§ **GIVEN INFORMATION**:
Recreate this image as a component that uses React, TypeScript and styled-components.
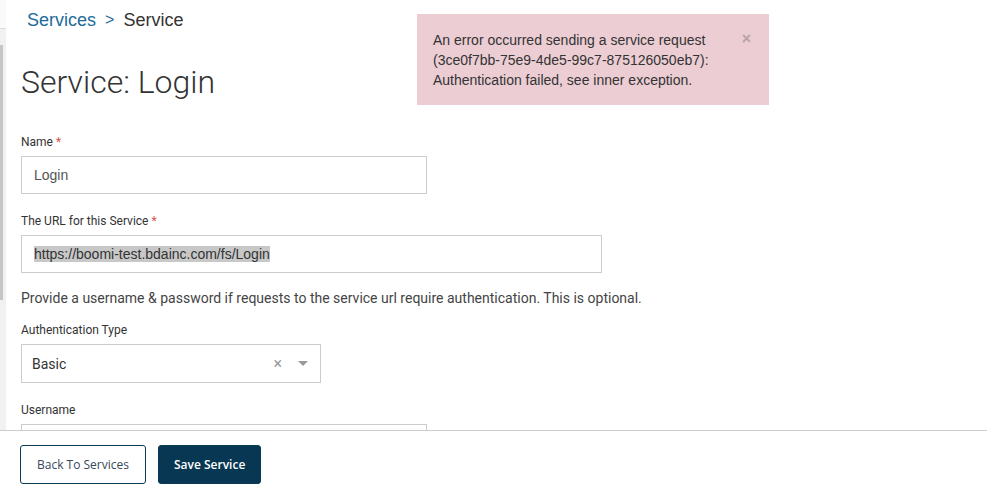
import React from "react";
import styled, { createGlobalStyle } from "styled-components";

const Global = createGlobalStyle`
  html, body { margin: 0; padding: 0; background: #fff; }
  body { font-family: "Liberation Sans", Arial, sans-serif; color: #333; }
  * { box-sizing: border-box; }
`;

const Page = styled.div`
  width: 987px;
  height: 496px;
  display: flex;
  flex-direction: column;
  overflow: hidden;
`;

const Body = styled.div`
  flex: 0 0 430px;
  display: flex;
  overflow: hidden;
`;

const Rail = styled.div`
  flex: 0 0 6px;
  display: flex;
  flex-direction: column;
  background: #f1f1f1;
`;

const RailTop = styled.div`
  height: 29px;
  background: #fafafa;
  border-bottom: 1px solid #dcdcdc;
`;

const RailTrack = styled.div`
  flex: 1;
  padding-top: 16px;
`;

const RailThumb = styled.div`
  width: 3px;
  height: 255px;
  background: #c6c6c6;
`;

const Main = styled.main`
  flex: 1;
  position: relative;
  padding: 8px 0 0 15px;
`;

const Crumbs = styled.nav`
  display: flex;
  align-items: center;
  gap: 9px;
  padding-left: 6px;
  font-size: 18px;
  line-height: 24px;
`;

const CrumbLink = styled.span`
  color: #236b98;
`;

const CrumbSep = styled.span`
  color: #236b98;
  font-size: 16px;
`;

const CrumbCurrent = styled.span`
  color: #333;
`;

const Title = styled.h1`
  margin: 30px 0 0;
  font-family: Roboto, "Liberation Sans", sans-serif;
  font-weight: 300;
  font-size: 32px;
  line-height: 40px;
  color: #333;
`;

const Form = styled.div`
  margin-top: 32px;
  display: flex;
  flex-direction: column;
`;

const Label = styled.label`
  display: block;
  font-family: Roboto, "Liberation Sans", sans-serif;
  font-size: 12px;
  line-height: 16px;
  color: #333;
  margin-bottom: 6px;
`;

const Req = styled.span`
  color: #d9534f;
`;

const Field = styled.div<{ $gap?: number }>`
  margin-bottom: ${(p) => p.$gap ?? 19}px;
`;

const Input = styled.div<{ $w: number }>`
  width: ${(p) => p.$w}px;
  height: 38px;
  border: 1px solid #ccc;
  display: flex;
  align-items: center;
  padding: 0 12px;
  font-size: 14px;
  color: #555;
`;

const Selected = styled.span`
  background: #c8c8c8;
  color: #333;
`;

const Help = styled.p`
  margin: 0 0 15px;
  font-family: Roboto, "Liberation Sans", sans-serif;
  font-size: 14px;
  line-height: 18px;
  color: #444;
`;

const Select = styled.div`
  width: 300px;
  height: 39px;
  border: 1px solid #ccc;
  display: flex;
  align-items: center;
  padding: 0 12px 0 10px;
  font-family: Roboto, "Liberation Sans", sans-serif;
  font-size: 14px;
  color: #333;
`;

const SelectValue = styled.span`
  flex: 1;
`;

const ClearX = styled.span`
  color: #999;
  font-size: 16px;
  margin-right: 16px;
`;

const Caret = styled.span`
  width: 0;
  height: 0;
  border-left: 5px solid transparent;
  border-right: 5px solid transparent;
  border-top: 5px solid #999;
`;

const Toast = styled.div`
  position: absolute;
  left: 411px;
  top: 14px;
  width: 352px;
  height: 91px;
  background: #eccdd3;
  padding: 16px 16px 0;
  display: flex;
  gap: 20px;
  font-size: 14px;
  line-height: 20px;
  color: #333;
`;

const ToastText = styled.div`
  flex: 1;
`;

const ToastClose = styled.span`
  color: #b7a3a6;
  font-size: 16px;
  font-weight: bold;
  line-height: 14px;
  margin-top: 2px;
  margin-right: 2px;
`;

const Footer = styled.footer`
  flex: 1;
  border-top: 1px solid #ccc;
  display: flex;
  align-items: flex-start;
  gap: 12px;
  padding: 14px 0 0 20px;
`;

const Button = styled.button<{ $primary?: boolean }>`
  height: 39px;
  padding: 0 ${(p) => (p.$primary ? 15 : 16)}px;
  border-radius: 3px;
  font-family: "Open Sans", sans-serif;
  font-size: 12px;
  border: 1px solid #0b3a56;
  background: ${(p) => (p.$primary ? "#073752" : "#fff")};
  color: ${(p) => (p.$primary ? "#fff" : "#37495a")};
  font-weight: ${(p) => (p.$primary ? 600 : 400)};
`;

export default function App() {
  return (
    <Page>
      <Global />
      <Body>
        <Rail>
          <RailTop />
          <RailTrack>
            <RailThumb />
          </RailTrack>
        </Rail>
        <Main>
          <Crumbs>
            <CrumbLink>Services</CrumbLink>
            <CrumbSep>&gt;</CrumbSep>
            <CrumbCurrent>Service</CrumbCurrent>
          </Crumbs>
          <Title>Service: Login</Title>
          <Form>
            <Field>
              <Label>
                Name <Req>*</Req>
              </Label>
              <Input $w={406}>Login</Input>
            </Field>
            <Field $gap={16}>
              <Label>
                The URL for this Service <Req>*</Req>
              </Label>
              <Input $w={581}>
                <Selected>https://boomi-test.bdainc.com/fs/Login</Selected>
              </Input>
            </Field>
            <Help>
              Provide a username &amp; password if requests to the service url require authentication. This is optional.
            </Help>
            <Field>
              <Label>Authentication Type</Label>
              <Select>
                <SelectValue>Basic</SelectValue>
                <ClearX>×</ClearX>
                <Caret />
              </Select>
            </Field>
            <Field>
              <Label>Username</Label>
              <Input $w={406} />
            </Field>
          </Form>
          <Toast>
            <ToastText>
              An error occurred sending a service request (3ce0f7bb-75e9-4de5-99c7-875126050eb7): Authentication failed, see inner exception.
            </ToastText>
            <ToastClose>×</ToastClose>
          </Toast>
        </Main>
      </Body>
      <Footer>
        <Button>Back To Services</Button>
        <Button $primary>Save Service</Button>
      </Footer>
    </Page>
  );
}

§ **REQUIREMENT**:
Give back the whole listing as it stands, minus its pictures.

§ **ANSWER FOR THIS EXERCISE**:
Recreate this image as a component that uses React, TypeScript and styled-components.
import React from "react";
import styled, { createGlobalStyle } from "styled-components";

const Global = createGlobalStyle`
  html, body { margin: 0; padding: 0; background: #fff; }
  body { font-family: "Liberation Sans", Arial, sans-serif; color: #333; }
  * { box-sizing: border-box; }
`;

const Page = styled.div`
  width: 987px;
  height: 496px;
  display: flex;
  flex-direction: column;
  overflow: hidden;
`;

const Body = styled.div`
  flex: 0 0 430px;
  display: flex;
  overflow: hidden;
`;

const Rail = styled.div`
  flex: 0 0 6px;
  display: flex;
  flex-direction: column;
  background: #f1f1f1;
`;

const RailTop = styled.div`
  height: 29px;
  background: #fafafa;
  border-bottom: 1px solid #dcdcdc;
`;

const RailTrack = styled.div`
  flex: 1;
  padding-top: 16px;
`;

const RailThumb = styled.div`
  width: 3px;
  height: 255px;
  background: #c6c6c6;
`;

const Main = styled.main`
  flex: 1;
  position: relative;
  padding: 8px 0 0 15px;
`;

const Crumbs = styled.nav`
  display: flex;
  align-items: center;
  gap: 9px;
  padding-left: 6px;
  font-size: 18px;
  line-height: 24px;
`;

const CrumbLink = styled.span`
  color: #236b98;
`;

const CrumbSep = styled.span`
  color: #236b98;
  font-size: 16px;
`;

const CrumbCurrent = styled.span`
  color: #333;
`;

const Title = styled.h1`
  margin: 30px 0 0;
  font-family: Roboto, "Liberation Sans", sans-serif;
  font-weight: 300;
  font-size: 32px;
  line-height: 40px;
  color: #333;
`;

const Form = styled.div`
  margin-top: 32px;
  display: flex;
  flex-direction: column;
`;

const Label = styled.label`
  display: block;
  font-family: Roboto, "Liberation Sans", sans-serif;
  font-size: 12px;
  line-height: 16px;
  color: #333;
  margin-bottom: 6px;
`;

const Req = styled.span`
  color: #d9534f;
`;

const Field = styled.div<{ $gap?: number }>`
  margin-bottom: ${(p) => p.$gap ?? 19}px;
`;

const Input = styled.div<{ $w: number }>`
  width: ${(p) => p.$w}px;
  height: 38px;
  border: 1px solid #ccc;
  display: flex;
  align-items: center;
  padding: 0 12px;
  font-size: 14px;
  color: #555;
`;

const Selected = styled.span`
  background: #c8c8c8;
  color: #333;
`;

const Help = styled.p`
  margin: 0 0 15px;
  font-family: Roboto, "Liberation Sans", sans-serif;
  font-size: 14px;
  line-height: 18px;
  color: #444;
`;

const Select = styled.div`
  width: 300px;
  height: 39px;
  border: 1px solid #ccc;
  display: flex;
  align-items: center;
  padding: 0 12px 0 10px;
  font-family: Roboto, "Liberation Sans", sans-serif;
  font-size: 14px;
  color: #333;
`;

const SelectValue = styled.span`
  flex: 1;
`;

const ClearX = styled.span`
  color: #999;
  font-size: 16px;
  margin-right: 16px;
`;

const Caret = styled.span`
  width: 0;
  height: 0;
  border-left: 5px solid transparent;
  border-right: 5px solid transparent;
  border-top: 5px solid #999;
`;

const Toast = styled.div`
  position: absolute;
  left: 411px;
  top: 14px;
  width: 352px;
  height: 91px;
  background: #eccdd3;
  padding: 16px 16px 0;
  display: flex;
  gap: 20px;
  font-size: 14px;
  line-height: 20px;
  color: #333;
`;

const ToastText = styled.div`
  flex: 1;
`;

const ToastClose = styled.span`
  color: #b7a3a6;
  font-size: 16px;
  font-weight: bold;
  line-height: 14px;
  margin-top: 2px;
  margin-right: 2px;
`;

const Footer = styled.footer`
  flex: 1;
  border-top: 1px solid #ccc;
  display: flex;
  align-items: flex-start;
  gap: 12px;
  padding: 14px 0 0 20px;
`;

const Button = styled.button<{ $primary?: boolean }>`
  height: 39px;
  padding: 0 ${(p) => (p.$primary ? 15 : 16)}px;
  border-radius: 3px;
  font-family: "Open Sans", sans-serif;
  font-size: 12px;
  border: 1px solid #0b3a56;
  background: ${(p) => (p.$primary ? "#073752" : "#fff")};
  color: ${(p) => (p.$primary ? "#fff" : "#37495a")};
  font-weight: ${(p) => (p.$primary ? 600 : 400)};
`;

export default function App() {
  return (
    <Page>
      <Global />
      <Body>
        <Rail>
          <RailTop />
          <RailTrack>
            <RailThumb />
          </RailTrack>
        </Rail>
        <Main>
          <Crumbs>
            <CrumbLink>Services</CrumbLink>
            <CrumbSep>&gt;</CrumbSep>
            <CrumbCurrent>Service</CrumbCurrent>
          </Crumbs>
          <Title>Service: Login</Title>
          <Form>
            <Field>
              <Label>
                Name <Req>*</Req>
              </Label>
              <Input $w={406}>Login</Input>
            </Field>
            <Field $gap={16}>
              <Label>
                The URL for this Service <Req>*</Req>
              </Label>
              <Input $w={581}>
                <Selected>https://boomi-test.bdainc.com/fs/Login</Selected>
              </Input>
            </Field>
            <Help>
              Provide a username &amp; password if requests to the service url require authentication. This is optional.
            </Help>
            <Field>
              <Label>Authentication Type</Label>
              <Select>
                <SelectValue>Basic</SelectValue>
                <ClearX>×</ClearX>
                <Caret />
              </Select>
            </Field>
            <Field>
              <Label>Username</Label>
              <Input $w={406} />
            </Field>
          </Form>
          <Toast>
            <ToastText>
              An error occurred sending a service request (3ce0f7bb-75e9-4de5-99c7-875126050eb7): Authentication failed, see inner exception.
            </ToastText>
            <ToastClose>×</ToastClose>
          </Toast>
        </Main>
      </Body>
      <Footer>
        <Button>Back To Services</Button>
        <Button $primary>Save Service</Button>
      </Footer>
    </Page>
  );
}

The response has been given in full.